# Work to do:
Every line that holds "components" should be shown.

# Supplied information:
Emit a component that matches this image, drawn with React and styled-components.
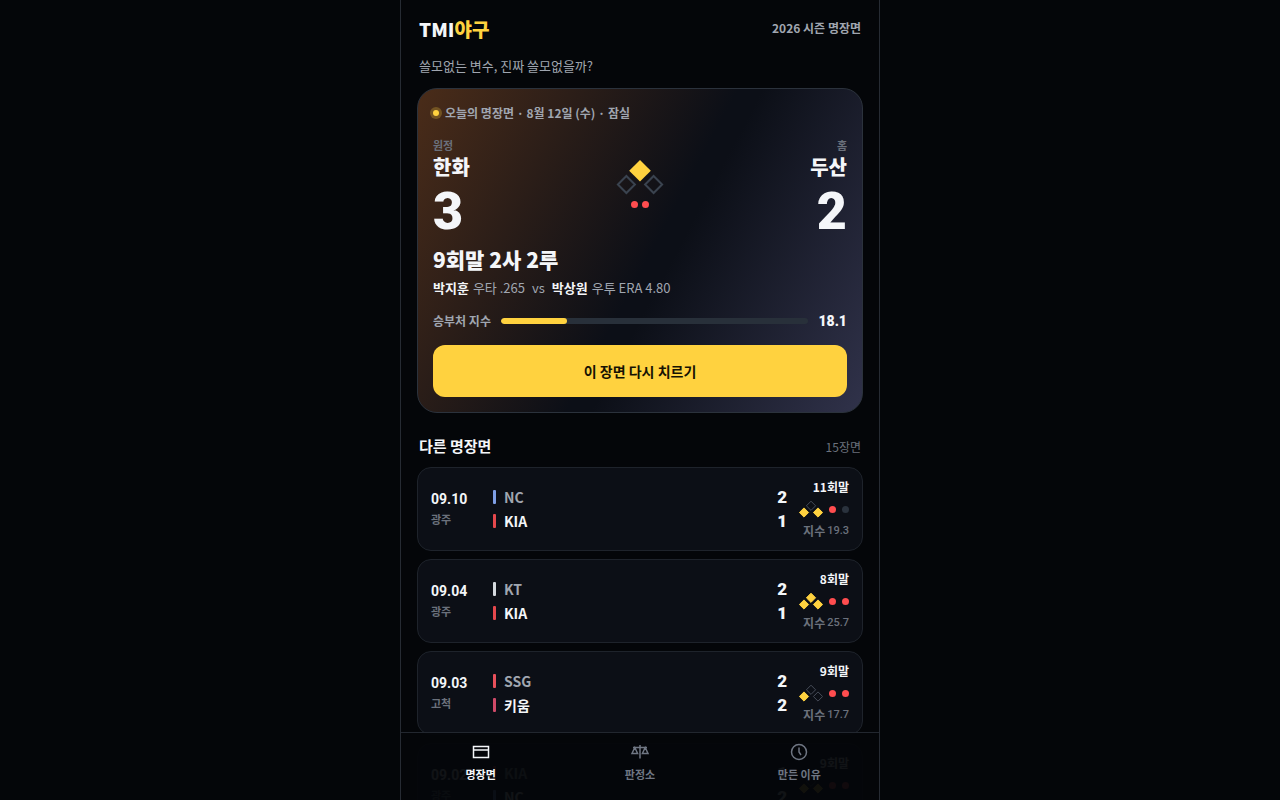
import styled, { createGlobalStyle } from "styled-components";

const GlobalStyle = createGlobalStyle`
  * {
    box-sizing: border-box;
  }

  body {
    margin: 0;
    background: #040609;
    color: #f4f6f9;
    font-family: "Noto Sans CJK KR", sans-serif;
    font-size: 14px;
    line-height: 20px;
  }

  h1, h2, h3, p, ul {
    margin: 0;
    padding: 0;
  }

  button {
    font-family: inherit;
  }
`;

const scenes = [
  {
    date: "09.10",
    park: "광주",
    away: { name: "NC", color: "#7f9fe6", score: 2 },
    home: { name: "KIA", color: "#e5484d", score: 1 },
    inning: "11회말",
    bases: [true, false, true],
    outs: 1,
    index: "19.3",
  },
  {
    date: "09.04",
    park: "광주",
    away: { name: "KT", color: "#d5d9de", score: 2 },
    home: { name: "KIA", color: "#e5484d", score: 1 },
    inning: "8회말",
    bases: [true, true, true],
    outs: 2,
    index: "25.7",
  },
  {
    date: "09.03",
    park: "고척",
    away: { name: "SSG", color: "#e8505b", score: 2 },
    home: { name: "키움", color: "#cf4a68", score: 2 },
    inning: "9회말",
    bases: [false, false, true],
    outs: 2,
    index: "17.7",
  },
  {
    date: "09.02",
    park: "광주",
    away: { name: "KIA", color: "#e5484d", score: 1 },
    home: { name: "NC", color: "#7f9fe6", score: 2 },
    inning: "9회말",
    bases: [true, false, true],
    outs: 2,
    index: "21.4",
  },
];

// bases: [first, second, third]
function Bases({ bases }) {
  const [first, second, third] = bases;
  return (
    <svg width="24" height="18" viewBox="0 0 24 18">
      <Base $on={second} d="M12 1.2 16.6 5.8 12 10.4 7.4 5.8Z" />
      <Base $on={third} d="M5 7.9 9.6 12.5 5 17.1.4 12.5Z" />
      <Base $on={first} d="M19 7.9 23.6 12.5 19 17.1 14.4 12.5Z" />
    </svg>
  );
}

function SceneRow({ scene }) {
  return (
    <li>
      <SceneButton type="button">
        <When>
          <Day>{scene.date}</Day>
          <Park>{scene.park}</Park>
        </When>
        <Teams>
          {[scene.away, scene.home].map((team, i) => (
            <TeamLine key={team.name} $home={i === 1}>
              <TeamBar $color={team.color} />
              <span>{team.name}</span>
              <LineScore>{team.score}</LineScore>
            </TeamLine>
          ))}
        </Teams>
        <Situation>
          <Inning>{scene.inning}</Inning>
          <Diamond>
            <Bases bases={scene.bases} />
            <Outs $gap={6}>
              <Out $on={scene.outs > 0} />
              <Out $on={scene.outs > 1} />
            </Outs>
          </Diamond>
          <IndexText>
            지수 <b>{scene.index}</b>
          </IndexText>
        </Situation>
      </SceneButton>
    </li>
  );
}

export default function App() {
  return (
    <Shell>
      <GlobalStyle />
      <Header>
        <Logo>
          TMI<em>야구</em>
        </Logo>
        <Season>2026 시즌 명장면</Season>
      </Header>
      <Tagline>쓸모없는 변수, 진짜 쓸모없을까?</Tagline>

      <Hero>
        <HeroLabel>
          <LiveDot />
          오늘의 명장면 · 8월 12일 (수) · 잠실
        </HeroLabel>
        <Board>
          <Side>
            <small>원정</small>
            <h3>한화</h3>
            <strong>3</strong>
          </Side>
          <Field>
            <svg width="48" height="36" viewBox="0 0 48 36">
              <path d="M24 0 34.8 10.8 24 21.6 13.2 10.8Z" fill="#ffd23f" />
              <path
                d="M10.4 16 18.9 24.5 10.4 33 1.9 24.5ZM37.6 16 46.1 24.5 37.6 33 29.1 24.5Z"
                fill="none"
                stroke="#3a434f"
                strokeWidth="2"
              />
            </svg>
            <Outs $gap={4}>
              <Out $on />
              <Out $on />
            </Outs>
          </Field>
          <Side $right>
            <small>홈</small>
            <h3>두산</h3>
            <strong>2</strong>
          </Side>
        </Board>
        <Moment>9회말 2사 2루</Moment>
        <Matchup>
          <b>박지훈</b>
          <span>우타 .265</span>
          <Versus>vs</Versus>
          <b>박상원</b>
          <span>우투 ERA 4.80</span>
        </Matchup>
        <Gauge>
          <span>승부처 지수</span>
          <Track>
            <Fill style={{ width: "21.5%" }} />
          </Track>
          <GaugeValue>18.1</GaugeValue>
        </Gauge>
        <PlayButton type="button">이 장면 다시 치르기</PlayButton>
      </Hero>

      <SectionHead>
        <h2>다른 명장면</h2>
        <span>15장면</span>
      </SectionHead>
      <SceneList>
        {scenes.map((scene) => (
          <SceneRow key={scene.date} scene={scene} />
        ))}
      </SceneList>

      <TabBar>
        <TabLink href="#scenes" $active>
          <svg width="20" height="20" viewBox="0 0 20 20">
            <path d="M2.5 4.5h15v11h-15zM2.5 8h15" />
          </svg>
          명장면
        </TabLink>
        <TabLink href="#court">
          <svg width="20" height="20" viewBox="0 0 20 20">
            <path d="M10 3v13.5M3 5.5h14M4.8 5.5 2 11.5h5.6ZM15.2 5.5 12.4 11.5H18Z" />
          </svg>
          판정소
        </TabLink>
        <TabLink href="#about">
          <svg width="20" height="20" viewBox="0 0 20 20">
            <circle cx="10" cy="10" r="7.5" />
            <path d="M10 5.5V10l2 3" />
          </svg>
          만든 이유
        </TabLink>
      </TabBar>
    </Shell>
  );
}

const numeric = `"Roboto", "Noto Sans CJK KR", sans-serif`;

const Shell = styled.div`
  position: relative;
  max-width: 480px;
  height: 100vh;
  margin: 0 auto;
  padding: 16px 16px 0;
  overflow: hidden;
  border: solid #262b33;
  border-width: 0 1px;
`;

const Header = styled.header`
  display: flex;
  align-items: flex-start;
  justify-content: space-between;
  padding: 0 2px;
`;

const Logo = styled.h1`
  font-size: 19px;
  font-weight: 900;
  line-height: 26px;

  em {
    color: #ffd23f;
    font-style: normal;
  }
`;

const Season = styled.span`
  color: #a0a6b0;
  font-size: 12px;
  font-weight: 700;
  line-height: 24px;
`;

const Tagline = styled.p`
  padding: 14px 2px 12px;
  color: #a0a6b0;
  font-size: 13px;
`;

const Hero = styled.section`
  padding: 14px 15px 15px;
  border: 1px solid #2b323c;
  border-radius: 20px;
  background: linear-gradient(118deg, #4a2c19 0%, #0c0f17 52%, #0c0f17 56%, #30324a 100%);
`;

const HeroLabel = styled.p`
  display: flex;
  align-items: center;
  gap: 6px;
  color: #a0a6b0;
  font-size: 12px;
  font-weight: 700;
`;

const LiveDot = styled.i`
  width: 6px;
  height: 6px;
  border-radius: 50%;
  background: #ffd23f;
  box-shadow: 0 0 0 3px rgb(255 210 63 / 25%);
`;

const Board = styled.div`
  display: grid;
  grid-template-columns: 1fr auto 1fr;
  align-items: start;
  margin-top: 14px;
`;

const Side = styled.div`
  display: flex;
  flex-direction: column;
  align-items: ${({ $right }) => ($right ? "flex-end" : "flex-start")};

  small {
    color: #6b717c;
    font-size: 11px;
    font-weight: 700;
    line-height: 16px;
  }

  h3 {
    font-size: 20px;
    font-weight: 900;
    line-height: 28px;
  }

  strong {
    font-family: ${numeric};
    font-size: 52px;
    font-weight: 900;
    line-height: 62px;
  }
`;

const Field = styled.div`
  display: flex;
  flex-direction: column;
  align-items: center;
  gap: 5px;
  padding-top: 23px;
`;

const Outs = styled.span`
  display: inline-flex;
  gap: ${({ $gap }) => $gap}px;
`;

const Out = styled.i`
  width: 7px;
  height: 7px;
  border-radius: 50%;
  background: ${({ $on }) => ($on ? "#ff4d4f" : "#2a323d")};
`;

const Moment = styled.h2`
  margin-top: 2px;
  font-size: 21px;
  font-weight: 900;
  line-height: 28px;
`;

const Matchup = styled.p`
  display: flex;
  flex-wrap: wrap;
  column-gap: 4px;
  margin-top: 5px;
  color: #a0a6b0;
  font-size: 13px;

  b {
    color: #f4f6f9;
  }
`;

const Versus = styled.span`
  margin: 0 3px;
`;

const Gauge = styled.div`
  display: flex;
  align-items: center;
  gap: 10px;
  margin-top: 13px;
  color: #a0a6b0;
  font-size: 12px;
  font-weight: 700;
`;

const Track = styled.div`
  flex: 1;
  height: 6px;
  overflow: hidden;
  border-radius: 3px;
  background: #28303a;
`;

const Fill = styled.div`
  height: 100%;
  border-radius: 3px;
  background: #ffd23f;
`;

const GaugeValue = styled.b`
  color: #f4f6f9;
  font-family: ${numeric};
  font-size: 14px;
`;

const PlayButton = styled.button`
  width: 100%;
  height: 52px;
  margin-top: 14px;
  border: 0;
  border-radius: 12px;
  background: #ffd23f;
  color: #171203;
  font-size: 14px;
  font-weight: 700;
  cursor: pointer;
`;

const SectionHead = styled.div`
  display: flex;
  align-items: baseline;
  justify-content: space-between;
  padding: 21px 2px 9px;

  h2 {
    font-size: 15px;
    font-weight: 700;
    line-height: 24px;
  }

  span {
    color: #6b717c;
    font-size: 12px;
  }
`;

const SceneList = styled.ul`
  display: grid;
  gap: 8px;
  list-style: none;
`;

const SceneButton = styled.button`
  display: grid;
  grid-template-columns: 50px 1fr 50px;
  align-items: center;
  gap: 12px;
  width: 100%;
  padding: 9px 13px;
  border: 1px solid #1e232b;
  border-radius: 14px;
  background: #0c0f16;
  color: #f4f6f9;
  text-align: left;
  cursor: pointer;
`;

const When = styled.span`
  display: grid;
`;

const Day = styled.b`
  font-family: ${numeric};
  font-size: 14px;
  line-height: 20px;
`;

const Park = styled.span`
  color: #6b717c;
  font-size: 11px;
  font-weight: 700;
  line-height: 20px;
`;

const Teams = styled.span`
  display: grid;
`;

const TeamLine = styled.span`
  display: flex;
  align-items: center;
  gap: 8px;
  color: ${({ $home }) => ($home ? "#f4f6f9" : "#a0a6b0")};
  font-size: 14px;
  font-weight: 700;
  line-height: 24px;
`;

const TeamBar = styled.i`
  width: 3px;
  height: 14px;
  border-radius: 1px;
  background: ${({ $color }) => $color};
`;

const LineScore = styled.b`
  margin-left: auto;
  color: #f4f6f9;
  font-family: ${numeric};
  font-size: 17px;
`;

const Situation = styled.span`
  display: flex;
  flex-direction: column;
  align-items: flex-end;
`;

const Inning = styled.b`
  font-size: 12px;
  line-height: 20px;
`;

const Diamond = styled.span`
  display: flex;
  align-items: center;
  gap: 6px;
  height: 24px;
`;

const Base = styled.path`
  fill: ${({ $on }) => ($on ? "#ffd23f" : "none")};
  stroke: ${({ $on }) => ($on ? "#ffd23f" : "#464c58")};
`;

const IndexText = styled.span`
  display: flex;
  align-items: center;
  gap: 2px;
  color: #6b717c;
  font-size: 12px;
  font-weight: 700;
  line-height: 20px;
  white-space: nowrap;

  b {
    font-family: ${numeric};
    font-size: 11px;
    font-weight: 500;
  }
`;

const TabBar = styled.nav`
  position: absolute;
  right: 0;
  bottom: 0;
  left: 0;
  display: grid;
  grid-template-columns: repeat(3, 1fr);
  height: 68px;
  border-top: 1px solid #22272f;
  background: rgb(4 6 9 / 95%);
`;

const TabLink = styled.a`
  display: flex;
  flex-direction: column;
  align-items: center;
  gap: 2px;
  padding-top: 9px;
  color: ${({ $active }) => ($active ? "#f4f6f9" : "#6f7683")};
  font-size: 11px;
  font-weight: 700;
  text-decoration: none;

  svg {
    fill: none;
    stroke: currentColor;
    stroke-width: 1.5;
  }
`;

# Finished task:
Emit a component that matches this image, drawn with React and styled-components.
import styled, { createGlobalStyle } from "styled-components";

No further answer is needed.